While he thanked "our friends for their support in defending Israel," he added: "I appreciate it, but I want to make clear that we will make our own decisions and the state of Israel will do all that is needed to defend itself."

Israel responds

Israel launched its own strike on Friday morning, with Iran's state media saying air defences were fired in several provinces, including from a major military airbase and nuclear facilities near the central city of Isfahan, where state media said three drones had been shot down.

So far there have not been any reports of damage or casualties in what our experts have described as a "limited strike".

Israel has declined to comment, but a US source familiar with the situation has described the operation as a strike.

Sky News' military analyst Michael Clarke says Isfahan, which is home to both a military base and nuclear site, "would make sense" as a target because it is an "important" area, used by Iran as a nuclear research site.

"The fact that Isfahan is one of the cities that does quite a lot of nuclear work is also symbolically quite important, I think, if the Israelis are indicating that they're not frightened to go after these sites," he said.

Iranian state media television said the nuclear facilities near the city were "fully safe".

The UN's nuclear watchdog, the International Atomic Energy Agency, also said there was no damage but that it was monitoring the situation "very closely" and called for "extreme restraint".

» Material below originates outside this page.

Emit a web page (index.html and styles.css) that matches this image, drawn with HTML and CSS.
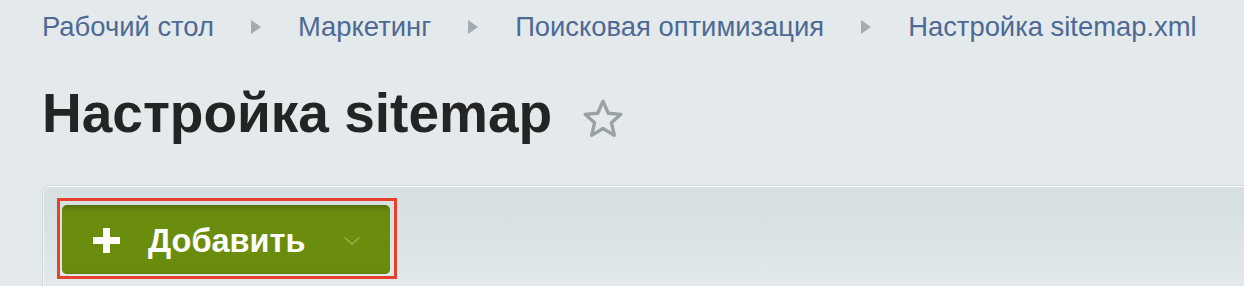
FILE: index.html
```html
<!DOCTYPE html>
<html lang="ru">
<head>
<meta charset="utf-8">
<title>Настройка sitemap</title>
<link rel="stylesheet" href="styles.css">
</head>
<body>
<div class="page">
  <nav class="crumbs">
    <a class="crumb" href="#">Рабочий стол</a>
    <span class="sep"></span>
    <a class="crumb" href="#">Маркетинг</a>
    <span class="sep"></span>
    <a class="crumb" href="#">Поисковая оптимизация</a>
    <span class="sep"></span>
    <a class="crumb" href="#">Настройка sitemap.xml</a>
  </nav>
  <div class="title-row">
    <h1 class="title">Настройка sitemap</h1>
    <svg class="star" viewBox="0 0 40 38" width="42" height="40" aria-hidden="true">
      <path d="M20 3 L25 14.5 L37 15.5 L28 23.5 L30.8 35.5 L20 29 L9.2 35.5 L12 23.5 L3 15.5 L15 14.5 Z" fill="none" stroke="#9aa1a6" stroke-width="3.2" stroke-linejoin="round"/>
    </svg>
  </div>
  <div class="panel">
    <div class="highlight">
      <button class="add-btn" type="button">
        <svg class="plus" viewBox="0 0 27 25" width="27" height="25" aria-hidden="true">
          <rect x="10" y="0" width="7" height="25" fill="#fff"/>
          <rect x="0" y="9" width="27" height="7" fill="#fff"/>
        </svg>
        <span class="add-text">Добавить</span>
        <svg class="chev" viewBox="0 0 18 10" width="18" height="10" aria-hidden="true">
          <path d="M1.5 1.5 L9 8 L16.5 1.5" fill="none" stroke="#93b04c" stroke-width="1.6"/>
        </svg>
      </button>
    </div>
  </div>
</div>
</body>
</html>
```

FILE: styles.css
```css
html, body {
  margin: 0;
  padding: 0;
  background: #e4eaec;
  height: 100%;
  overflow: hidden;
}
.page {
  padding-left: 42px;
  font-family: "Liberation Sans", Arial, sans-serif;
}
.crumbs {
  display: flex;
  align-items: center;
  padding-top: 9px;
  height: 36px;
  font-size: 27.4px;
  line-height: 36px;
  white-space: nowrap;
}
.crumb {
  color: #4d6994;
  text-decoration: none;
}
.sep {
  width: 0;
  height: 0;
  margin: 0 37px;
  border-top: 7px solid transparent;
  border-bottom: 7px solid transparent;
  border-left: 10px solid #a3abb0;
}
.title-row {
  display: flex;
  align-items: center;
  margin-top: 37px;
  height: 62px;
}
.title {
  margin: 0;
  font-size: 55px;
  line-height: 62px;
  font-weight: bold;
  color: #232426;
  white-space: nowrap;
}
.star {
  margin-left: 30px;
  margin-top: 10px;
}
.panel {
  margin-top: 41px;
  border: 1px solid #cdd6d8;
  border-right: none;
  border-bottom: none;
  border-radius: 7px 0 0 0;
  box-shadow: inset 0 1px 0 #ffffff, inset 1px 0 0 #f2f6f7;
  background: linear-gradient(#d6e0e0 0px, #d9e2e3 40px, #e3e9eb 100px);
  height: 88px;
  padding: 12px 0 0 14px;
}
.highlight {
  display: inline-block;
  border: 3px solid #e8402e;
  padding: 4px 4px 2px 2px;
}
.add-btn {
  display: flex;
  align-items: center;
  width: 328px;
  height: 69px;
  padding: 0 0 0 31px;
  border: none;
  border-radius: 5px;
  background: linear-gradient(#52700a 0px, #5f7f0c 3px, #6a8d0e 8px, #6a8c0d 100%);
  box-shadow: inset 0 -1px 0 #5e7e0b;
  cursor: pointer;
  font-family: "Liberation Sans", Arial, sans-serif;
}
.plus {
  flex: none;
  margin-top: 1px;
}
.add-text {
  margin-left: 28px;
  font-size: 32.5px;
  font-weight: bold;
  color: #ffffff;
  line-height: 36px;
  margin-top: 2px;
}
.chev {
  margin-left: 38px;
  margin-top: 2px;
}
```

A senior Iranian official has told Reuters the country has no plans to immediately retaliate.

Also this week: US vetos Palestinian bid for full UN membership

On Thursday, the US blocked a Palestinian bid to be recognised as a full member state at the United Nations.

Twelve of the 15-member Security Council were in favour, but the US vetoed the motion, saying that while it still strongly supported a two-state solution, its vote was "acknowledgment that it will only come from direct negotiations between the parties". Britain and Switzerland abstained.

America's UN envoy Robert Wood cited Hamas's continued control over Gaza as a key factor in blocking the motion.

The Palestinian Authority, based in the West Bank, is currently a non-member observer state at the UN - a position granted in 2012.

Its bid for full membership must be passed by the Security Council and at least two-thirds of the General Assembly.

Palestinians want a state in the West Bank, east Jerusalem and Gaza Strip; all territory taken by Israel in 1967.

The UN has long advocated for a plan that would see a Palestinian state with secure and agreed borders created next to Israel.

Many see it as the best chance to end the decades of violence that preceded the current Israel-Hamas war.

However, hardliners in Israel's right-wing government reject the idea of a Palestinian state.